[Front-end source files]

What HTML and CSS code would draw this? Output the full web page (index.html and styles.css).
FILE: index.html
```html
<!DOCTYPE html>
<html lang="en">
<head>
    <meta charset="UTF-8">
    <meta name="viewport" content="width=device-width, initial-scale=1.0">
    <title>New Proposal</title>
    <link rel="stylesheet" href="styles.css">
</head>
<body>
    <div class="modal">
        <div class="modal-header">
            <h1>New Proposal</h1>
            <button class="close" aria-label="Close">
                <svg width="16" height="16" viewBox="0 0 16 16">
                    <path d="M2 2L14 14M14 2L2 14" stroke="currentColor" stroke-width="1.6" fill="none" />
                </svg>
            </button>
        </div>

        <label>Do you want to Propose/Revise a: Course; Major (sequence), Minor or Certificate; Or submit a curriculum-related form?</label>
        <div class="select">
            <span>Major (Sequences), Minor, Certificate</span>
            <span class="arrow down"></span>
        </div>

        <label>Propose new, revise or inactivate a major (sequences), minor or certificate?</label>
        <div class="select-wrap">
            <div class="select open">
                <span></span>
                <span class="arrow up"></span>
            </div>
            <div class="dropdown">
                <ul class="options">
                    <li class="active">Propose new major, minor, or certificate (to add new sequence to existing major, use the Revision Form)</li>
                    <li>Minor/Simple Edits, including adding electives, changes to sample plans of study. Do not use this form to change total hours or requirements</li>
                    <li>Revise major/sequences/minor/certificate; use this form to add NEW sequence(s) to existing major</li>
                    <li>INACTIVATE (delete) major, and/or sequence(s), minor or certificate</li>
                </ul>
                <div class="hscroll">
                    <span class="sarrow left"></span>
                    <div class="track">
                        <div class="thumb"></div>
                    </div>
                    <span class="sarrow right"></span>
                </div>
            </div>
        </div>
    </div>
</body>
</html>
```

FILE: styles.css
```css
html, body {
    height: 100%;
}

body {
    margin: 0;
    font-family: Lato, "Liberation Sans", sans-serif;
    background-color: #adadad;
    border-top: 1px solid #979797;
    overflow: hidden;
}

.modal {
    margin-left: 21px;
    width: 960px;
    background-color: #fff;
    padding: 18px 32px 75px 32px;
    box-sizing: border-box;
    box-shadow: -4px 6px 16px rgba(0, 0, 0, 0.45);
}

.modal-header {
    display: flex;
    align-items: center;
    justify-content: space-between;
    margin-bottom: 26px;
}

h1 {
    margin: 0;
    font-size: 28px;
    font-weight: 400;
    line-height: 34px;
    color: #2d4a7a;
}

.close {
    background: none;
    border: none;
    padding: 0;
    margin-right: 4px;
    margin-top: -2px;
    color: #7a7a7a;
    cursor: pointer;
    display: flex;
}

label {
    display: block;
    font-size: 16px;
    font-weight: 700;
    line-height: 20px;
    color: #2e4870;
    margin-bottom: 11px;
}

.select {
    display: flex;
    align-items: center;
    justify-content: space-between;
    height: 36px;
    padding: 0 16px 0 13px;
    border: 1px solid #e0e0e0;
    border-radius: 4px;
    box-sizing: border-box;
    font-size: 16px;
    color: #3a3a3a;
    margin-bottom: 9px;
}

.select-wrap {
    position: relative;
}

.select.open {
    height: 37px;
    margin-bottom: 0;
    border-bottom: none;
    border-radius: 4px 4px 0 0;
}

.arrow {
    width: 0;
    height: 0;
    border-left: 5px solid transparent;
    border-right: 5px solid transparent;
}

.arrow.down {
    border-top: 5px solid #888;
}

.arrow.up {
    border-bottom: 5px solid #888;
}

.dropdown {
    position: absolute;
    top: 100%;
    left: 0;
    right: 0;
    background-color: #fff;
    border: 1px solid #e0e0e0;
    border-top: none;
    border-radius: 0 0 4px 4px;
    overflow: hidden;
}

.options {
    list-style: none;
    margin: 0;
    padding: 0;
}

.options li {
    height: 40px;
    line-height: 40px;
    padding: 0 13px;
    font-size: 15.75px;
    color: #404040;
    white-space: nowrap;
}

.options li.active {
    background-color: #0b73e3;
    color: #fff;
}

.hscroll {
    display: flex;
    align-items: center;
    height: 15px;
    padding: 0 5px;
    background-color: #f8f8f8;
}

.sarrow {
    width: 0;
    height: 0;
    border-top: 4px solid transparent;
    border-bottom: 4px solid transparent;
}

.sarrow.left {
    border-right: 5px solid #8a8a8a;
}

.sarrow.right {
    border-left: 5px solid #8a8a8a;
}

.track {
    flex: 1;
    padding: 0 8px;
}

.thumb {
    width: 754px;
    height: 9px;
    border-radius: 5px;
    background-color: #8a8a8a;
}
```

...

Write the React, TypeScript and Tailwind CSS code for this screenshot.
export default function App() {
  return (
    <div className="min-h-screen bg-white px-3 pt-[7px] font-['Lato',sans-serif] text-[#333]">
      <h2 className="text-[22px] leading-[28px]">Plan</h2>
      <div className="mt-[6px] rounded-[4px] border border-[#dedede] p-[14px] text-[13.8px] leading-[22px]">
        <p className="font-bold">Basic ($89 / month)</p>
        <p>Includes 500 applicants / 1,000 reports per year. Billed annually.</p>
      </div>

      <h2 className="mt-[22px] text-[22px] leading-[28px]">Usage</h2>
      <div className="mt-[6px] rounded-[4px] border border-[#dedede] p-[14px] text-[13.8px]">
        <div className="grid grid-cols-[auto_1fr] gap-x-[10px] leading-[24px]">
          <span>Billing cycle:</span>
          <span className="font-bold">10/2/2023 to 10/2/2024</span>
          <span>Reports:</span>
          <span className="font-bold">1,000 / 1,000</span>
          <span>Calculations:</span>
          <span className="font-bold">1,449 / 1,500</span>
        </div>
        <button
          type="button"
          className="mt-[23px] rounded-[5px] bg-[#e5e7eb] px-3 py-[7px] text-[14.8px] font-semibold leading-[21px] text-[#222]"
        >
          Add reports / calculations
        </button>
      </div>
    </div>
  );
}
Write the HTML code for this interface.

Written task:
Lines that hold "Write" are the ones to copy; find all of them.

Written answer:
Write the React, TypeScript and Tailwind CSS code for this screenshot.
Write the HTML code for this interface.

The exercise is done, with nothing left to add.